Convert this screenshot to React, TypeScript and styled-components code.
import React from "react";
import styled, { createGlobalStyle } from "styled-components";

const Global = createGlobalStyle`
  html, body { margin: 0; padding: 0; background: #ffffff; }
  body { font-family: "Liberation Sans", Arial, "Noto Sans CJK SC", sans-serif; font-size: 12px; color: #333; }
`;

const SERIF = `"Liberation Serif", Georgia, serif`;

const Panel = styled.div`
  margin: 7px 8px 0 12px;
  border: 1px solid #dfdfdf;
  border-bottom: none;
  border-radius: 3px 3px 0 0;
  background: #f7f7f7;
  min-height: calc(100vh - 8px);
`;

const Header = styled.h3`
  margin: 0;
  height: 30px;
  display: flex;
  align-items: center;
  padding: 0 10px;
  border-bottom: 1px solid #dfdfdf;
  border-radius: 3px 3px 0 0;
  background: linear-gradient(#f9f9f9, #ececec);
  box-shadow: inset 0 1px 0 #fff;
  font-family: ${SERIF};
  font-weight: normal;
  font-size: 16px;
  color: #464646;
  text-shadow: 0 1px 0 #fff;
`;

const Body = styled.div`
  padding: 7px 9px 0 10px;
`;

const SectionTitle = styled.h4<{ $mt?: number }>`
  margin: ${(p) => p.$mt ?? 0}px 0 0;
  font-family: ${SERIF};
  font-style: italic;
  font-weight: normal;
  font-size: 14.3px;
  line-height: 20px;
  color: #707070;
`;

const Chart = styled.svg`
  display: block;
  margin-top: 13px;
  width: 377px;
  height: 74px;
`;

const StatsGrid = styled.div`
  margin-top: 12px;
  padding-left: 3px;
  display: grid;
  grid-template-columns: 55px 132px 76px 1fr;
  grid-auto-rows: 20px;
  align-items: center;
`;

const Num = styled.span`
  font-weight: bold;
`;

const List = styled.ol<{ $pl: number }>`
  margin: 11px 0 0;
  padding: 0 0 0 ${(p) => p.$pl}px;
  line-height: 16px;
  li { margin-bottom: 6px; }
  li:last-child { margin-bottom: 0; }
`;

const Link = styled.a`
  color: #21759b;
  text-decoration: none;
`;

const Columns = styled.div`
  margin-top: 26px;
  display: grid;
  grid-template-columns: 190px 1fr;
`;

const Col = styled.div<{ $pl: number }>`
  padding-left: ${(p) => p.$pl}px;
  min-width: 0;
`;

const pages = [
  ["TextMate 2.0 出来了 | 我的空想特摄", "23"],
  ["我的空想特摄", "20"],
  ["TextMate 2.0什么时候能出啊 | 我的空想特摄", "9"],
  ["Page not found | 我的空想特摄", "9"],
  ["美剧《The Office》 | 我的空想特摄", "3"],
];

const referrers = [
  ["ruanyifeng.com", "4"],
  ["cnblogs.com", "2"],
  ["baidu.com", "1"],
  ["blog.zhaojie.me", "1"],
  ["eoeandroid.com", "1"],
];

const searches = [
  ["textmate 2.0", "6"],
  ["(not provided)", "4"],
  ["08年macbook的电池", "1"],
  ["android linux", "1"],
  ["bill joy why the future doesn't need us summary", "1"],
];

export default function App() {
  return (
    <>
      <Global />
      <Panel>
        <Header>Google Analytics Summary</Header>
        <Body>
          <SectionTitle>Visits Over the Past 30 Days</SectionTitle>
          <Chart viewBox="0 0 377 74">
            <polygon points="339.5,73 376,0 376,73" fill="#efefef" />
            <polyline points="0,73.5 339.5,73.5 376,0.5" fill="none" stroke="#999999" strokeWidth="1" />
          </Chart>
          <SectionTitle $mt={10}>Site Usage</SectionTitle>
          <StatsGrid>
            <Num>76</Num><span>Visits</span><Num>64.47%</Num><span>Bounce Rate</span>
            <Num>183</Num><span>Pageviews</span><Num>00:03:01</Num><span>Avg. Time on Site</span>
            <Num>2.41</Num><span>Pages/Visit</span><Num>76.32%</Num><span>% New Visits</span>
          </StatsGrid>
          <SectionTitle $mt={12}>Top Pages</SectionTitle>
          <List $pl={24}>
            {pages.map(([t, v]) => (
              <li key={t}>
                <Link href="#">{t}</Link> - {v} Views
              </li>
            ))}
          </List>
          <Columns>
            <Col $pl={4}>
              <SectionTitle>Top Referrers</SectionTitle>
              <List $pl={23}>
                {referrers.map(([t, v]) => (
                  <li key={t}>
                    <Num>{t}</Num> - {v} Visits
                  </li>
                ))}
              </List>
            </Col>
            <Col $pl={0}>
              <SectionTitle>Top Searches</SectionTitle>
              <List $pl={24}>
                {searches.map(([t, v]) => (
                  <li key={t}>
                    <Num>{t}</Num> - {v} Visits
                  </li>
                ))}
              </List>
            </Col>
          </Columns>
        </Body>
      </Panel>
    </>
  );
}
○ ○ ○ ○
Requirement
Repeat the preceding lines exactly, please, every one of them.

Reply to the task
Convert this screenshot to React, TypeScript and styled-components code.
import React from "react";
import styled, { createGlobalStyle } from "styled-components";

const Global = createGlobalStyle`
  html, body { margin: 0; padding: 0; background: #ffffff; }
  body { font-family: "Liberation Sans", Arial, "Noto Sans CJK SC", sans-serif; font-size: 12px; color: #333; }
`;

const SERIF = `"Liberation Serif", Georgia, serif`;

const Panel = styled.div`
  margin: 7px 8px 0 12px;
  border: 1px solid #dfdfdf;
  border-bottom: none;
  border-radius: 3px 3px 0 0;
  background: #f7f7f7;
  min-height: calc(100vh - 8px);
`;

const Header = styled.h3`
  margin: 0;
  height: 30px;
  display: flex;
  align-items: center;
  padding: 0 10px;
  border-bottom: 1px solid #dfdfdf;
  border-radius: 3px 3px 0 0;
  background: linear-gradient(#f9f9f9, #ececec);
  box-shadow: inset 0 1px 0 #fff;
  font-family: ${SERIF};
  font-weight: normal;
  font-size: 16px;
  color: #464646;
  text-shadow: 0 1px 0 #fff;
`;

const Body = styled.div`
  padding: 7px 9px 0 10px;
`;

const SectionTitle = styled.h4<{ $mt?: number }>`
  margin: ${(p) => p.$mt ?? 0}px 0 0;
  font-family: ${SERIF};
  font-style: italic;
  font-weight: normal;
  font-size: 14.3px;
  line-height: 20px;
  color: #707070;
`;

const Chart = styled.svg`
  display: block;
  margin-top: 13px;
  width: 377px;
  height: 74px;
`;

const StatsGrid = styled.div`
  margin-top: 12px;
  padding-left: 3px;
  display: grid;
  grid-template-columns: 55px 132px 76px 1fr;
  grid-auto-rows: 20px;
  align-items: center;
`;

const Num = styled.span`
  font-weight: bold;
`;

const List = styled.ol<{ $pl: number }>`
  margin: 11px 0 0;
  padding: 0 0 0 ${(p) => p.$pl}px;
  line-height: 16px;
  li { margin-bottom: 6px; }
  li:last-child { margin-bottom: 0; }
`;

const Link = styled.a`
  color: #21759b;
  text-decoration: none;
`;

const Columns = styled.div`
  margin-top: 26px;
  display: grid;
  grid-template-columns: 190px 1fr;
`;

const Col = styled.div<{ $pl: number }>`
  padding-left: ${(p) => p.$pl}px;
  min-width: 0;
`;

const pages = [
  ["TextMate 2.0 出来了 | 我的空想特摄", "23"],
  ["我的空想特摄", "20"],
  ["TextMate 2.0什么时候能出啊 | 我的空想特摄", "9"],
  ["Page not found | 我的空想特摄", "9"],
  ["美剧《The Office》 | 我的空想特摄", "3"],
];

const referrers = [
  ["ruanyifeng.com", "4"],
  ["cnblogs.com", "2"],
  ["baidu.com", "1"],
  ["blog.zhaojie.me", "1"],
  ["eoeandroid.com", "1"],
];

const searches = [
  ["textmate 2.0", "6"],
  ["(not provided)", "4"],
  ["08年macbook的电池", "1"],
  ["android linux", "1"],
  ["bill joy why the future doesn't need us summary", "1"],
];

export default function App() {
  return (
    <>
      <Global />
      <Panel>
        <Header>Google Analytics Summary</Header>
        <Body>
          <SectionTitle>Visits Over the Past 30 Days</SectionTitle>
          <Chart viewBox="0 0 377 74">
            <polygon points="339.5,73 376,0 376,73" fill="#efefef" />
            <polyline points="0,73.5 339.5,73.5 376,0.5" fill="none" stroke="#999999" strokeWidth="1" />
          </Chart>
          <SectionTitle $mt={10}>Site Usage</SectionTitle>
          <StatsGrid>
            <Num>76</Num><span>Visits</span><Num>64.47%</Num><span>Bounce Rate</span>
            <Num>183</Num><span>Pageviews</span><Num>00:03:01</Num><span>Avg. Time on Site</span>
            <Num>2.41</Num><span>Pages/Visit</span><Num>76.32%</Num><span>% New Visits</span>
          </StatsGrid>
          <SectionTitle $mt={12}>Top Pages</SectionTitle>
          <List $pl={24}>
            {pages.map(([t, v]) => (
              <li key={t}>
                <Link href="#">{t}</Link> - {v} Views
              </li>
            ))}
          </List>
          <Columns>
            <Col $pl={4}>
              <SectionTitle>Top Referrers</SectionTitle>
              <List $pl={23}>
                {referrers.map(([t, v]) => (
                  <li key={t}>
                    <Num>{t}</Num> - {v} Visits
                  </li>
                ))}
              </List>
            </Col>
            <Col $pl={0}>
              <SectionTitle>Top Searches</SectionTitle>
              <List $pl={24}>
                {searches.map(([t, v]) => (
                  <li key={t}>
                    <Num>{t}</Num> - {v} Visits
                  </li>
                ))}
              </List>
            </Col>
          </Columns>
        </Body>
      </Panel>
    </>
  );
}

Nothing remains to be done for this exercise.